• **EXERCISE MATERIAL**:
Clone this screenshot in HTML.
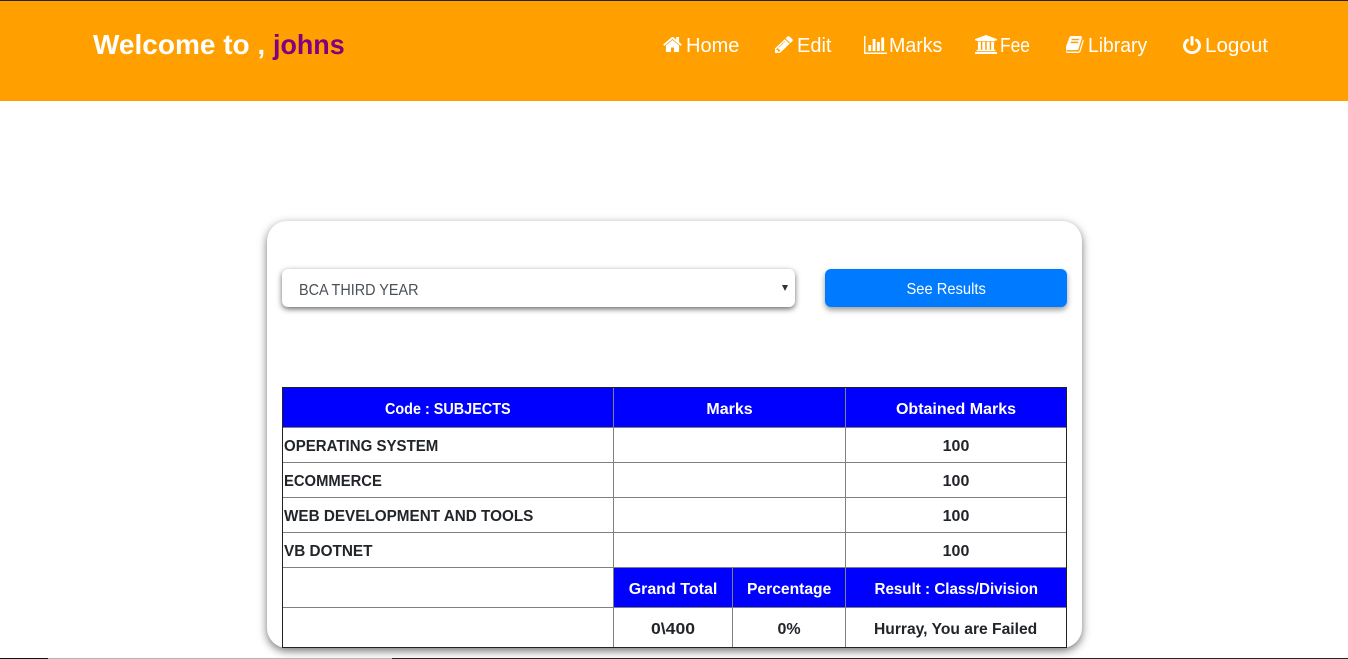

--

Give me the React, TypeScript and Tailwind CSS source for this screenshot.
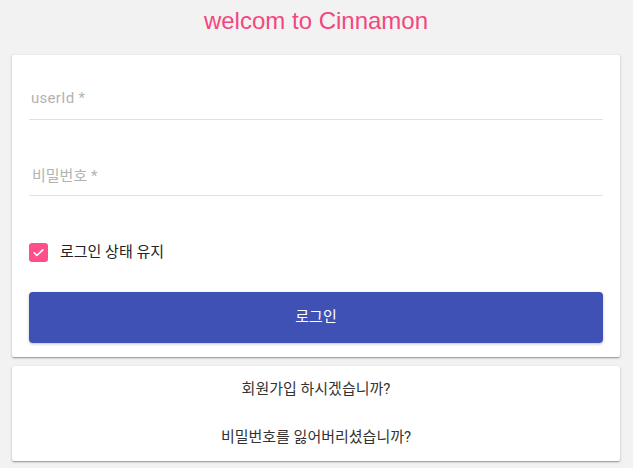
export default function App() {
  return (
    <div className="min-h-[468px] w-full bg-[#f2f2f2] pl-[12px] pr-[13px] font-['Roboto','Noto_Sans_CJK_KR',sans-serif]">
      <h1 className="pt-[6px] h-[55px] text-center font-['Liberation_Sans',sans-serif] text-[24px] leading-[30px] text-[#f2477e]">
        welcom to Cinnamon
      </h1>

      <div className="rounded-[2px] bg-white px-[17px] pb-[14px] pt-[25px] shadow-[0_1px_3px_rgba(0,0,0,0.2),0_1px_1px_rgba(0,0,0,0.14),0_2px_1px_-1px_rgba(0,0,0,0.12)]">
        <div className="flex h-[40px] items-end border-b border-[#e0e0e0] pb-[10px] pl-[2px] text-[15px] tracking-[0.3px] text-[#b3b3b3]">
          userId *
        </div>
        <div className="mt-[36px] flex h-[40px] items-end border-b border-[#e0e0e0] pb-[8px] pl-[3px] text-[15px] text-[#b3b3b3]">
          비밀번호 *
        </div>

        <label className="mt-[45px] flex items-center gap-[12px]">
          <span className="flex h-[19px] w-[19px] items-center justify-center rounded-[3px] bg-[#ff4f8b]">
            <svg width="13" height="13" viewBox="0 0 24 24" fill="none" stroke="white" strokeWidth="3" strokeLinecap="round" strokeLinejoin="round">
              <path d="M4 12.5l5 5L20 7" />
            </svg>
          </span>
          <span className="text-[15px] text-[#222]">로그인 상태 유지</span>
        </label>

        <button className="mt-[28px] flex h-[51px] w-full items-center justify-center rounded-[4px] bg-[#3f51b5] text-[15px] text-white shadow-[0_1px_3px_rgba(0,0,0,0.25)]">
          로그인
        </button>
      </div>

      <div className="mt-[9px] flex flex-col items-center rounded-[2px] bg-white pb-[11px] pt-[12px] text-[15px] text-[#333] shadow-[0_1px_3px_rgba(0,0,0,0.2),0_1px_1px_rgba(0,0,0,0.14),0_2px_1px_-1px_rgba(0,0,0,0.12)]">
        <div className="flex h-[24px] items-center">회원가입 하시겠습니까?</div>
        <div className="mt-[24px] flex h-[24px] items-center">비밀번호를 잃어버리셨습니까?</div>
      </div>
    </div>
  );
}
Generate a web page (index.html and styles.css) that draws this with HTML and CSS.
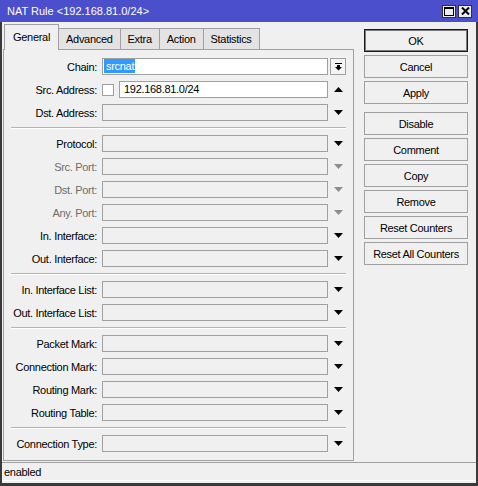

...

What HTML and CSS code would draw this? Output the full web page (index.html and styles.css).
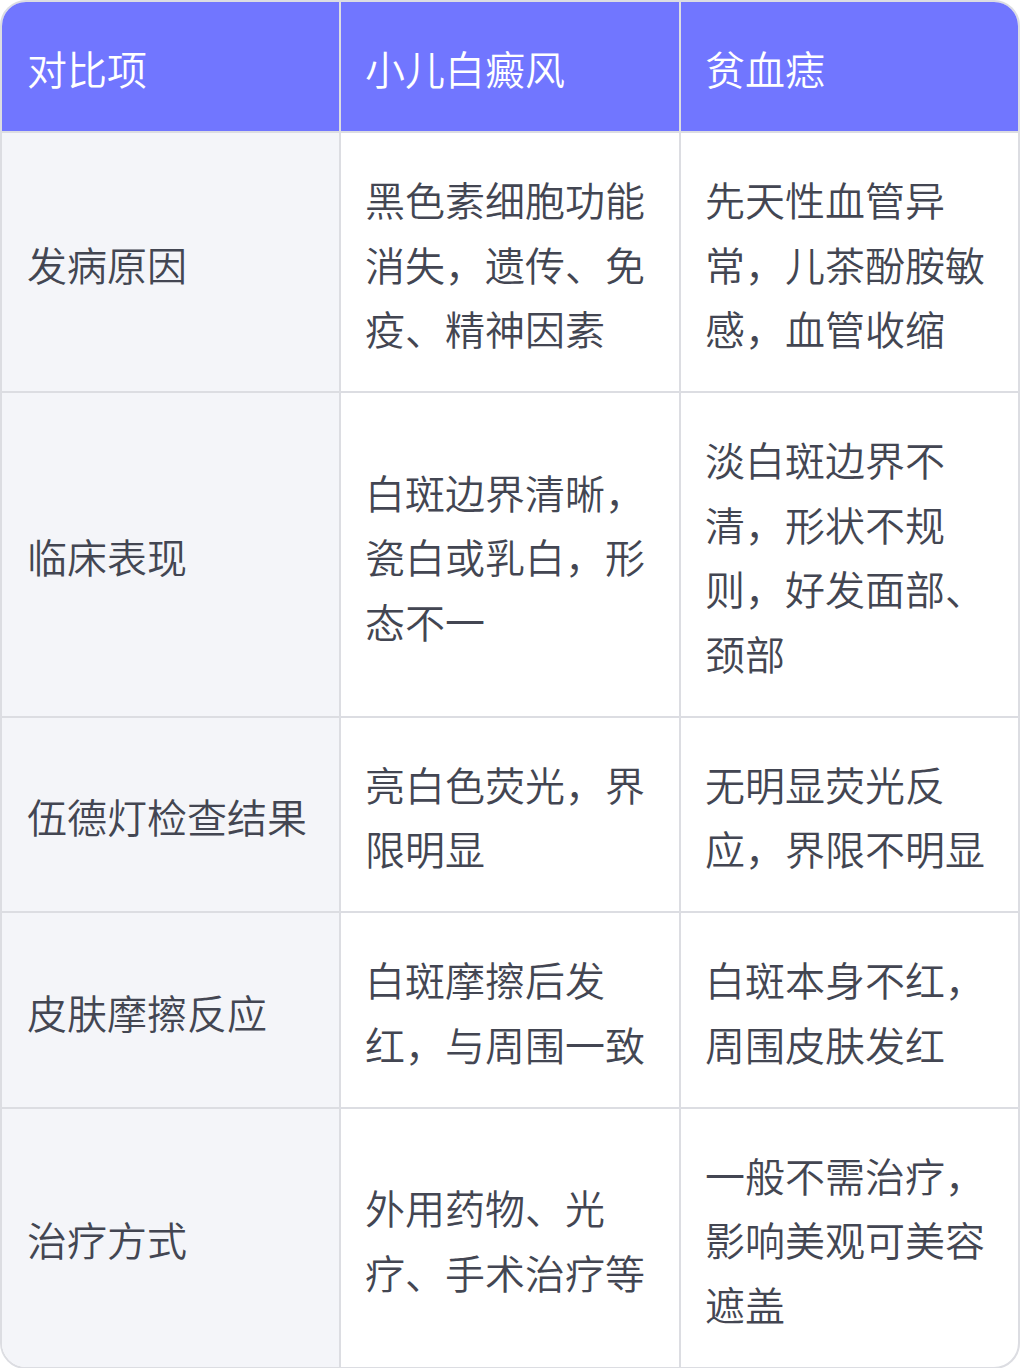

• **GIVEN PROBLEM**: List each line of the records that holds the string "this".

• **IN RESPONSE**:
Clone this screenshot in HTML.
Give me the React, TypeScript and Tailwind CSS source for this screenshot.
Generate a web page (index.html and styles.css) that draws this with HTML and CSS.
What HTML and CSS code would draw this? Output the full web page (index.html and styles.css).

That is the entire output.